Pro: The location may be a wild card, but if there was ever a perfect opportunity just waiting to happen, it was Omaha and professional sports. This is a city that eats, drinks and breathes sports, and yet for some reason there isn’t a single professional sports team in the city yet, something doubly astounding when you realize that. An NFL expansion team would find very fertile ground in Nebraska.
Plus, added bonus, its far away from Kansas City that it wouldn’t cannibalize another team’s market share.
Con: Arguably, the biggest obstacle to an NFL team in Omaha is just popular misconception. Honestly, how many of you did a double take when I suggested an NFL expansion team in Nebraska? Simply put, it isn’t “cool” like some other cities might be. If and Goodell’s fixation with London is any sign, cool is king.

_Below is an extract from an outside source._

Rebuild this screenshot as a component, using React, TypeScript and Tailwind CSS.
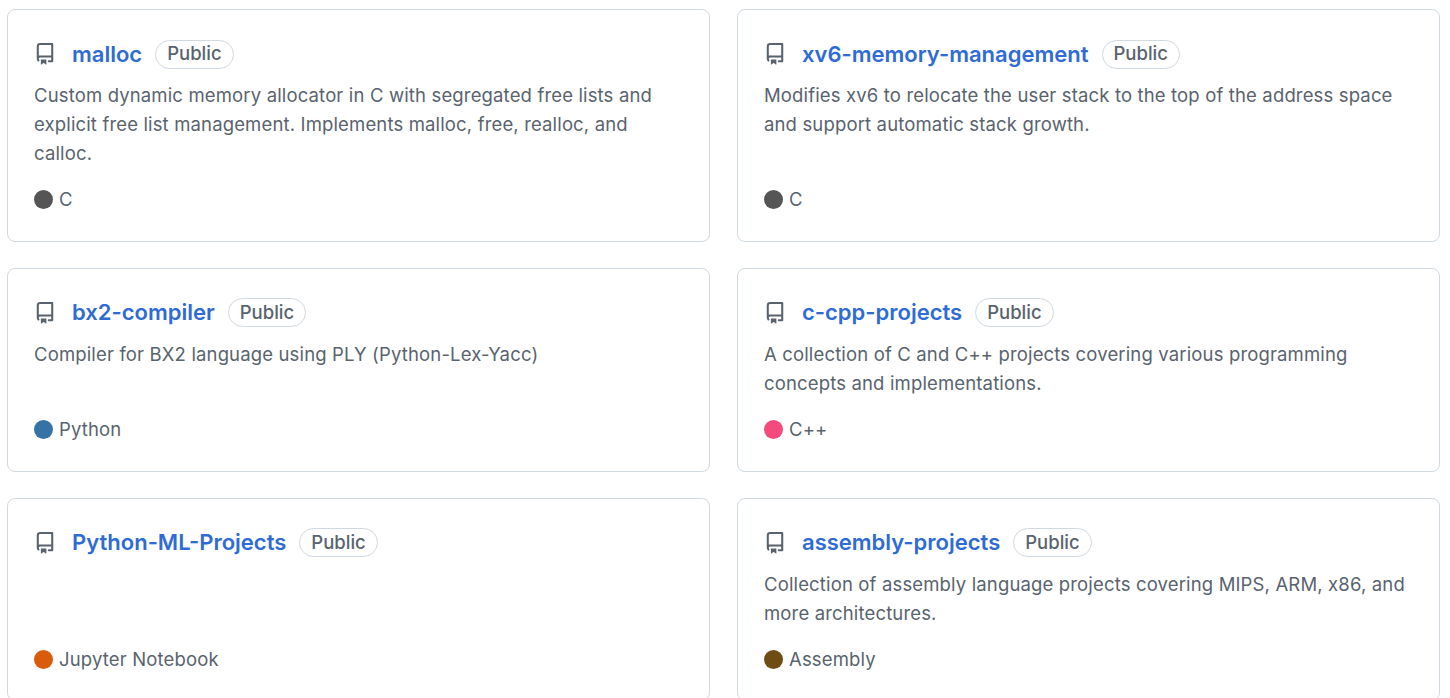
import React from "react";

type Repo = { name: string; desc?: string; lang: string; color: string };
const repos: Repo[] = [
  { name: "malloc", desc: "Custom dynamic memory allocator in C with segregated free lists and explicit free list management. Implements malloc, free, realloc, and calloc.", lang: "C", color: "#555555" },
  { name: "xv6-memory-management", desc: "Modifies xv6 to relocate the user stack to the top of the address space and support automatic stack growth.", lang: "C", color: "#555555" },
  { name: "bx2-compiler", desc: "Compiler for BX2 language using PLY (Python-Lex-Yacc)", lang: "Python", color: "#3572A5" },
  { name: "c-cpp-projects", desc: "A collection of C and C++ projects covering various programming concepts and implementations.", lang: "C++", color: "#f34b7d" },
  { name: "Python-ML-Projects", lang: "Jupyter Notebook", color: "#DA5B0B" },
  { name: "assembly-projects", desc: "Collection of assembly language projects covering MIPS, ARM, x86, and more architectures.", lang: "Assembly", color: "#6E4C13" },
];

function RepoIcon() {
  return (
    <svg width="22" height="22" viewBox="0 0 16 16" fill="#59636e">
      <path d="M2 2.5A2.5 2.5 0 0 1 4.5 0h8.75a.75.75 0 0 1 .75.75v12.5a.75.75 0 0 1-.75.75h-2.5a.75.75 0 0 1 0-1.5h1.75v-2h-8a1 1 0 0 0-.714 1.7.75.75 0 1 1-1.072 1.05A2.495 2.495 0 0 1 2 11.5Zm10.5-1h-8a1 1 0 0 0-1 1v6.708A2.486 2.486 0 0 1 4.5 9h8ZM5 12.25a.25.25 0 0 1 .25-.25h3.5a.25.25 0 0 1 .25.25v3.25a.25.25 0 0 1-.4.2l-1.45-1.087a.249.249 0 0 0-.3 0L5.4 15.7a.25.25 0 0 1-.4-.2Z" />
    </svg>
  );
}

export default function App() {
  return (
    <div className="w-[1450px] h-[698px] bg-white pt-[9px] pl-[7px] pr-[10px]" style={{ fontFamily: "Inter, 'Liberation Sans', sans-serif" }}>
      <div className="grid grid-cols-2 gap-x-[27px] gap-y-[26px]">
        {repos.map((r) => (
          <div key={r.name} className="border border-[#d1d9e0] rounded-[8px] px-[26px] pt-[29px] pb-[27px] flex flex-col min-h-[198px]">
            <div className="flex items-center h-[30px]">
              <RepoIcon />
              <span className="ml-[16px] text-[22px] font-semibold text-[#2f6bd4]">{r.name}</span>
              <span className="ml-[13px] border border-[#d1d9e0] rounded-full px-[11px] h-[29px] flex items-center text-[18.5px] text-[#59636e] font-medium">Public</span>
            </div>
            <p className="mt-[12px] text-[18.5px] tracking-[0.15px] leading-[29px] text-[#59636e] min-h-[58px] pr-[8px]">{r.desc}</p>
            <div className="mt-auto pt-[18px] flex items-center text-[18.5px] tracking-[0.15px] text-[#59636e]">
              <span className="w-[19px] h-[19px] rounded-full mr-[6px]" style={{ background: r.color }} />
              {r.lang}
            </div>
          </div>
        ))}
      </div>
    </div>
  );
}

On paper, Omaha has everything you’d need to support a professional sports team, and an NFL team would be a match made in heaven for the city. In practice however, too many people see the name “Omaha” or “Nebraska” and immediately of farmland and flyover country.
1) San Antonio, Texas
There is no place in America more passionate about gridiron football than Texas. In fact, it’s always been a mystery to me why Texas has only ever had two teams, the Cowboys in Dallas, and the Oilers/Texans in Houston. If any state could support more than three teams, it would be Texas, but for now, I’d say the Lone Star state’s best bet for a new team would be San Antonio.
Pros: The biggest advantage that San Antonio has working in its favor is that it already has housed an NFL team. Specifically, the New Orleans Saints after Hurricane Katrina, and that they have all but pleaded for a team of their own NFL team for years. They have the will, the support base, the infrastructure and the money there – all they need now is a team.
Cons: The only real issue I can think of is whether or not the league would want to put another team in Texas when they’ve already got the Dallas Cowboys and the Houston Texans. Much like with Oklahoma City, those existing teams may fear losing some market share to a team in San Antonio. Luckily, if there is any place big enough for three thriving NFL teams, it’s Texas.